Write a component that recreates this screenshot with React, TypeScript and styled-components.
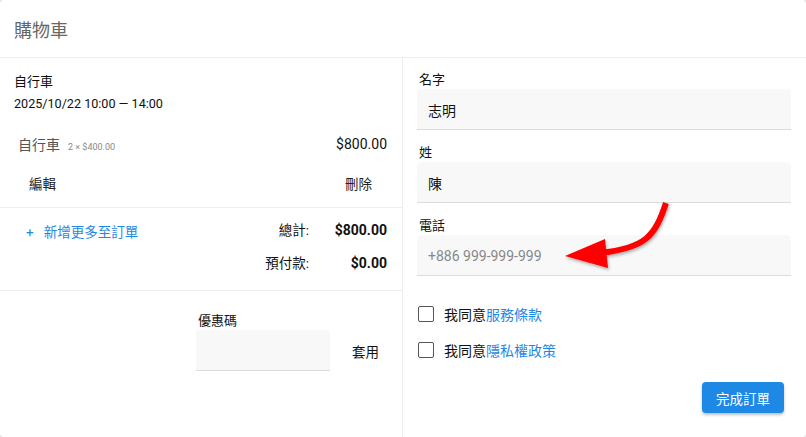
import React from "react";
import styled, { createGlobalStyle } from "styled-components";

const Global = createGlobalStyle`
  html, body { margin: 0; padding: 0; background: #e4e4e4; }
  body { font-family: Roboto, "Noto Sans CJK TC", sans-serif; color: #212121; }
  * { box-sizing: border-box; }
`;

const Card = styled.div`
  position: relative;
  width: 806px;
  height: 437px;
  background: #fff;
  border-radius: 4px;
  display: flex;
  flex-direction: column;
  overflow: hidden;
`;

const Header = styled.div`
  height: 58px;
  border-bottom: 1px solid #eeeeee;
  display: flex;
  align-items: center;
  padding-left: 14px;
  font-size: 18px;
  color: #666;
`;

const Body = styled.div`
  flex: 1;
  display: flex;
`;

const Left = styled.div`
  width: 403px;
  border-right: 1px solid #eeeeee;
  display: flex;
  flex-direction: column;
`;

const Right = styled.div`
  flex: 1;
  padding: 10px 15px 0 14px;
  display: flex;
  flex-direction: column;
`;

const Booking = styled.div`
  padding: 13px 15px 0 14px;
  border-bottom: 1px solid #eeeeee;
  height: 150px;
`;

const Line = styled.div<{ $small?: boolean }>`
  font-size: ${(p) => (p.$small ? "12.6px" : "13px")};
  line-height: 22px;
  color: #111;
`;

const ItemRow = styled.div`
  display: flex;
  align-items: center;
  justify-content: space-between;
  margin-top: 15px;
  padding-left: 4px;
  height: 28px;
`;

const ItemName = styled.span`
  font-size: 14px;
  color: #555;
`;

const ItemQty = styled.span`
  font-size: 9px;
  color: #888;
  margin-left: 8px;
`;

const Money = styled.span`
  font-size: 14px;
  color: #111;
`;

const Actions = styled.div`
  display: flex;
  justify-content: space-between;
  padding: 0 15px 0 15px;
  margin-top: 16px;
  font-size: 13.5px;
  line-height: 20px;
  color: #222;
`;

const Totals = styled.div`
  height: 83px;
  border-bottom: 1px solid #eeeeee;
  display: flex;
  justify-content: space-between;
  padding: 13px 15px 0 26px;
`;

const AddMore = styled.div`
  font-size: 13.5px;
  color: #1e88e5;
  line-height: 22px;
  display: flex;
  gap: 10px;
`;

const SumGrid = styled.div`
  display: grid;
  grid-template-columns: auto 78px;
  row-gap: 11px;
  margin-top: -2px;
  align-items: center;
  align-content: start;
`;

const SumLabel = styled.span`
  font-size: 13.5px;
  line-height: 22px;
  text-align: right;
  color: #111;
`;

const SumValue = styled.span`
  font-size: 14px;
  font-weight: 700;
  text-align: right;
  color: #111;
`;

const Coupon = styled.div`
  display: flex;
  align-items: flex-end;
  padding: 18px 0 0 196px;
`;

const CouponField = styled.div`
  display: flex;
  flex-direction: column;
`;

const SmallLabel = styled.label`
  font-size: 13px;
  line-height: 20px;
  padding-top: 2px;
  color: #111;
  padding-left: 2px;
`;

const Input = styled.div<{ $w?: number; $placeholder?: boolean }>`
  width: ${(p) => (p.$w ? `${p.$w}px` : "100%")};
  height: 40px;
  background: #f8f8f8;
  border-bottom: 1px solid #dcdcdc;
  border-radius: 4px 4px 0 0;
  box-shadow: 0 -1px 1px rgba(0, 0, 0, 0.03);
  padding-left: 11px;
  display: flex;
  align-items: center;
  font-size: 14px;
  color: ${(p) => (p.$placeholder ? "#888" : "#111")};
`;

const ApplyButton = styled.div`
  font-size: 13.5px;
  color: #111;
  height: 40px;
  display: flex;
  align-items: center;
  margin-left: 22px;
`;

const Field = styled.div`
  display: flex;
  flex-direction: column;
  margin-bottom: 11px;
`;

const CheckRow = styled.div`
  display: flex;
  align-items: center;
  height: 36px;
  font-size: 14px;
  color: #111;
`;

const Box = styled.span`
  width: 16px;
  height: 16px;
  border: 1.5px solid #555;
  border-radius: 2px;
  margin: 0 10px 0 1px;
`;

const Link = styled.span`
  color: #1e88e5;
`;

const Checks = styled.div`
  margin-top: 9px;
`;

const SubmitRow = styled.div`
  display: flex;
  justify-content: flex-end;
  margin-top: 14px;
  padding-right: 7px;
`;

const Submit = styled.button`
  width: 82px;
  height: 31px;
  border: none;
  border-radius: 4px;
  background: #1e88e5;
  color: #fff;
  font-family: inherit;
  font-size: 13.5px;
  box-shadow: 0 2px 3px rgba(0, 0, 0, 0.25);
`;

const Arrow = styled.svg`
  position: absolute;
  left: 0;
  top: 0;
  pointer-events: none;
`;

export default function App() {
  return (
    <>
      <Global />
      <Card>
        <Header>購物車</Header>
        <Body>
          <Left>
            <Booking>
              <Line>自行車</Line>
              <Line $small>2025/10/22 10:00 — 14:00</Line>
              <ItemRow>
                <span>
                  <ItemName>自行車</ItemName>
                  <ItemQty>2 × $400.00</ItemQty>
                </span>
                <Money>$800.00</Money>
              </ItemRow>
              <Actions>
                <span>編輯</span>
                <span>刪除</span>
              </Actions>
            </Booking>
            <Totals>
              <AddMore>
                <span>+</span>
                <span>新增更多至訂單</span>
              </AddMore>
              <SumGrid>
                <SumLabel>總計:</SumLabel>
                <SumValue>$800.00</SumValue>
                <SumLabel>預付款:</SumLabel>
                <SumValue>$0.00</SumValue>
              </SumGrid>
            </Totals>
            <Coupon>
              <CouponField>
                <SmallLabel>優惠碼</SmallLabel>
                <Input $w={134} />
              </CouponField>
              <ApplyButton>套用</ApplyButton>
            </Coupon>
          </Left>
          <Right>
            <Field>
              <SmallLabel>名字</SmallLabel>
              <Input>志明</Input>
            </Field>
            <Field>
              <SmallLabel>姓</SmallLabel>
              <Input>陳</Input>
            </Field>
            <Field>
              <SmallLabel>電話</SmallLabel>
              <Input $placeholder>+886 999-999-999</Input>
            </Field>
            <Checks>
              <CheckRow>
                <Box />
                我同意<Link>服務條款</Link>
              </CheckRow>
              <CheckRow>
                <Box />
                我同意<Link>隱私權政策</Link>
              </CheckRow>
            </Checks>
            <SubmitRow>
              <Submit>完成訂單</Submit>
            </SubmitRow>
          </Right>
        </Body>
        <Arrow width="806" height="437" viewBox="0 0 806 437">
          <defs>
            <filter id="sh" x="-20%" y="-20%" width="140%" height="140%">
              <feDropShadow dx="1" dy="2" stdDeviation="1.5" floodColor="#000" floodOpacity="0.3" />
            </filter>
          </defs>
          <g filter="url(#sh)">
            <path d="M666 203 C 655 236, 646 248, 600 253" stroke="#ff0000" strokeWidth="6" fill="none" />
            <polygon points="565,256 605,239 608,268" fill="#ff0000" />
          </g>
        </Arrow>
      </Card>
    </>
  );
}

▶ The exercise
Where a line holds "components", copy that line.

▶ Output for this task
Write a component that recreates this screenshot with React, TypeScript and styled-components.
import styled, { createGlobalStyle } from "styled-components";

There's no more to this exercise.